▶ [Given problem]
Your copy of the material below should match it exactly, except that it holds no pictures.

▶ [Material to process]
+--

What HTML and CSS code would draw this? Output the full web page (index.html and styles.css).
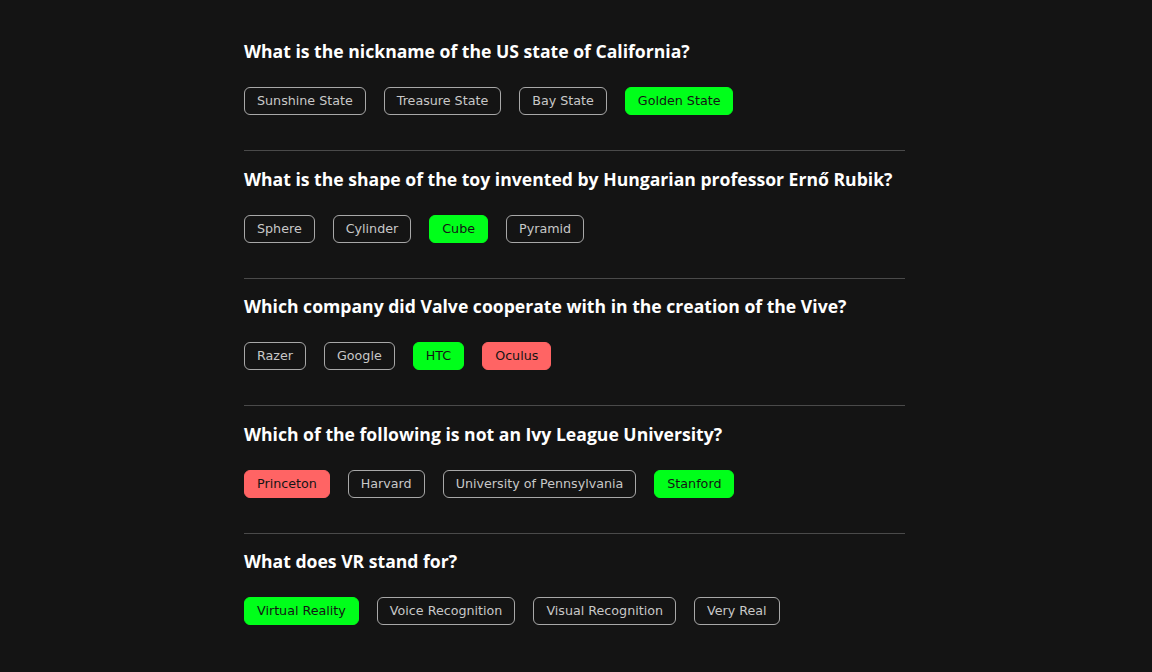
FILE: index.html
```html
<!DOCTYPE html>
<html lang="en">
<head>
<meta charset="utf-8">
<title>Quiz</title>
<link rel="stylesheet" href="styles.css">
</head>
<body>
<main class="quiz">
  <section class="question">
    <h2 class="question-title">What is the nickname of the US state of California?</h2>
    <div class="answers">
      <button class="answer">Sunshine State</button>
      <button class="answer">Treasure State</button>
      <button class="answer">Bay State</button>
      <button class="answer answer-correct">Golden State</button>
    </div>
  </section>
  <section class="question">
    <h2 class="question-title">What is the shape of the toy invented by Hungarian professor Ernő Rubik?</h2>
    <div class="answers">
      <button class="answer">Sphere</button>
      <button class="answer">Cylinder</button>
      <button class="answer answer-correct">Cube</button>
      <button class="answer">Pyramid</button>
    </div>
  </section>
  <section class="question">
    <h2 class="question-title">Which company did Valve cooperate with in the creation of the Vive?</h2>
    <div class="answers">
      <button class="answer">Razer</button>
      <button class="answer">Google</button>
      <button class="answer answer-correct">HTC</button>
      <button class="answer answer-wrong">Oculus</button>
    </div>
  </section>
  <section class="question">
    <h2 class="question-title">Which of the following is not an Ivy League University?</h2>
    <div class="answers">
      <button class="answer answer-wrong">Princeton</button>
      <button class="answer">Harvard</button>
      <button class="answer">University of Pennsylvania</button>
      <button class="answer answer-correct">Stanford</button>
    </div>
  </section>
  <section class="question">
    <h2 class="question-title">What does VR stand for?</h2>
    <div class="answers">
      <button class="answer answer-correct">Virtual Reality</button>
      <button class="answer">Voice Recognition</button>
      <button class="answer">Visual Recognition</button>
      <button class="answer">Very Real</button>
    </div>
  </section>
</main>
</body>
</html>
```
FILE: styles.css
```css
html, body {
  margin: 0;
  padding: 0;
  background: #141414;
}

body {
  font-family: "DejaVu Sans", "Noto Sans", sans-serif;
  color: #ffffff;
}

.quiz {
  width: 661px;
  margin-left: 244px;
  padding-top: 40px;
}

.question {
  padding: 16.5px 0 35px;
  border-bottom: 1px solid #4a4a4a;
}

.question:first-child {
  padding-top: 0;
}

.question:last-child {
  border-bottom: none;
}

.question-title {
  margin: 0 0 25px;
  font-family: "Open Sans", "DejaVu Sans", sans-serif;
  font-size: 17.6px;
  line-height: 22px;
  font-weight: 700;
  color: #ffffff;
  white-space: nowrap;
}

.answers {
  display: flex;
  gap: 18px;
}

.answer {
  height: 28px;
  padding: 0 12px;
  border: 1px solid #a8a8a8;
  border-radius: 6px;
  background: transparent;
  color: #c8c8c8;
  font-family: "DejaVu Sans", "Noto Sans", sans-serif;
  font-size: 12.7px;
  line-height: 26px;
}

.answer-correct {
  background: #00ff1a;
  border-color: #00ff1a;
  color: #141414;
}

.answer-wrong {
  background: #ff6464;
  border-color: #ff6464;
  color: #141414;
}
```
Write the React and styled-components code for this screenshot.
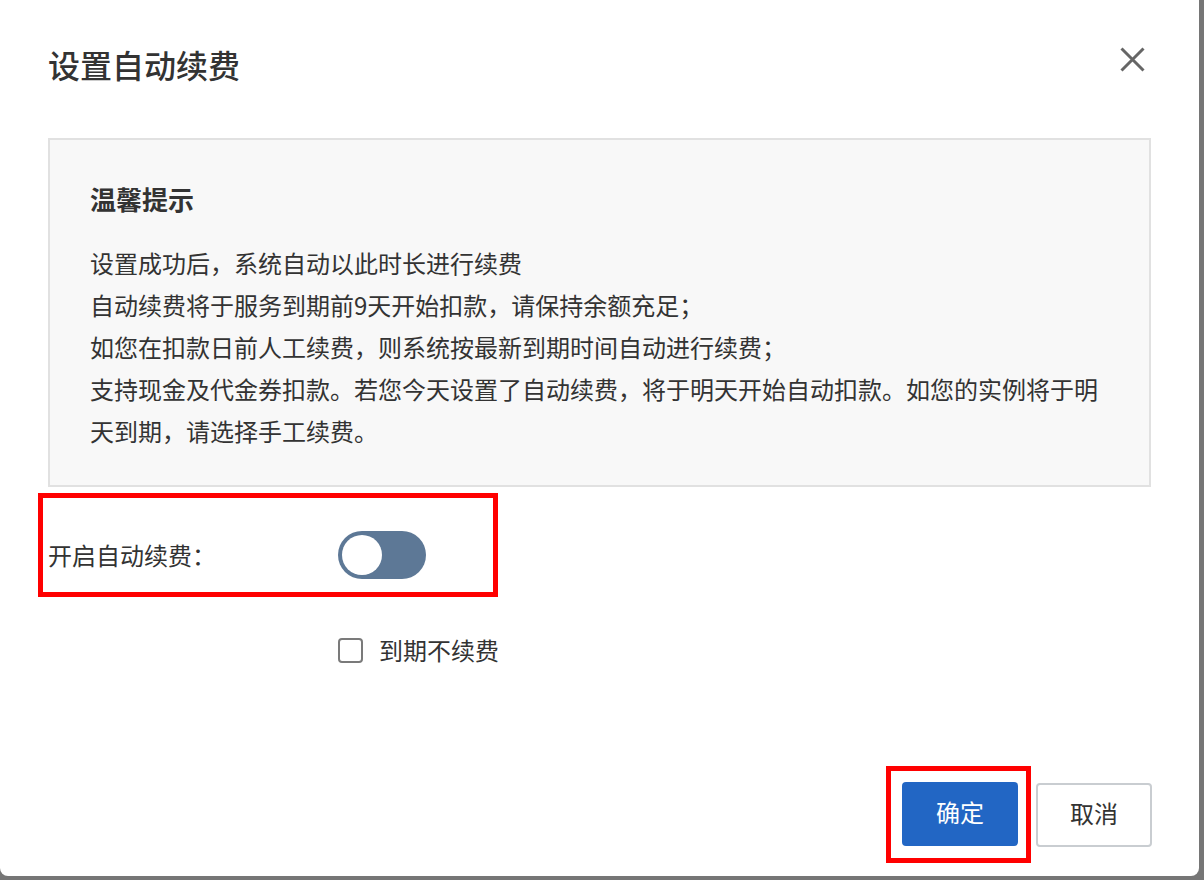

+--

▶ [Solution]
What HTML and CSS code would draw this? Output the full web page (index.html and styles.css).
FILE: index.html
```html
<!DOCTYPE html>
<html lang="en">
<head>
<meta charset="utf-8">
<title>Quiz</title>
<link rel="stylesheet" href="styles.css">
</head>
<body>
<main class="quiz">
  <section class="question">
    <h2 class="question-title">What is the nickname of the US state of California?</h2>
    <div class="answers">
      <button class="answer">Sunshine State</button>
      <button class="answer">Treasure State</button>
      <button class="answer">Bay State</button>
      <button class="answer answer-correct">Golden State</button>
    </div>
  </section>
  <section class="question">
    <h2 class="question-title">What is the shape of the toy invented by Hungarian professor Ernő Rubik?</h2>
    <div class="answers">
      <button class="answer">Sphere</button>
      <button class="answer">Cylinder</button>
      <button class="answer answer-correct">Cube</button>
      <button class="answer">Pyramid</button>
    </div>
  </section>
  <section class="question">
    <h2 class="question-title">Which company did Valve cooperate with in the creation of the Vive?</h2>
    <div class="answers">
      <button class="answer">Razer</button>
      <button class="answer">Google</button>
      <button class="answer answer-correct">HTC</button>
      <button class="answer answer-wrong">Oculus</button>
    </div>
  </section>
  <section class="question">
    <h2 class="question-title">Which of the following is not an Ivy League University?</h2>
    <div class="answers">
      <button class="answer answer-wrong">Princeton</button>
      <button class="answer">Harvard</button>
      <button class="answer">University of Pennsylvania</button>
      <button class="answer answer-correct">Stanford</button>
    </div>
  </section>
  <section class="question">
    <h2 class="question-title">What does VR stand for?</h2>
    <div class="answers">
      <button class="answer answer-correct">Virtual Reality</button>
      <button class="answer">Voice Recognition</button>
      <button class="answer">Visual Recognition</button>
      <button class="answer">Very Real</button>
    </div>
  </section>
</main>
</body>
</html>
```
FILE: styles.css
```css
html, body {
  margin: 0;
  padding: 0;
  background: #141414;
}

body {
  font-family: "DejaVu Sans", "Noto Sans", sans-serif;
  color: #ffffff;
}

.quiz {
  width: 661px;
  margin-left: 244px;
  padding-top: 40px;
}

.question {
  padding: 16.5px 0 35px;
  border-bottom: 1px solid #4a4a4a;
}

.question:first-child {
  padding-top: 0;
}

.question:last-child {
  border-bottom: none;
}

.question-title {
  margin: 0 0 25px;
  font-family: "Open Sans", "DejaVu Sans", sans-serif;
  font-size: 17.6px;
  line-height: 22px;
  font-weight: 700;
  color: #ffffff;
  white-space: nowrap;
}

.answers {
  display: flex;
  gap: 18px;
}

.answer {
  height: 28px;
  padding: 0 12px;
  border: 1px solid #a8a8a8;
  border-radius: 6px;
  background: transparent;
  color: #c8c8c8;
  font-family: "DejaVu Sans", "Noto Sans", sans-serif;
  font-size: 12.7px;
  line-height: 26px;
}

.answer-correct {
  background: #00ff1a;
  border-color: #00ff1a;
  color: #141414;
}

.answer-wrong {
  background: #ff6464;
  border-color: #ff6464;
  color: #141414;
}
```
Write the React and styled-components code for this screenshot.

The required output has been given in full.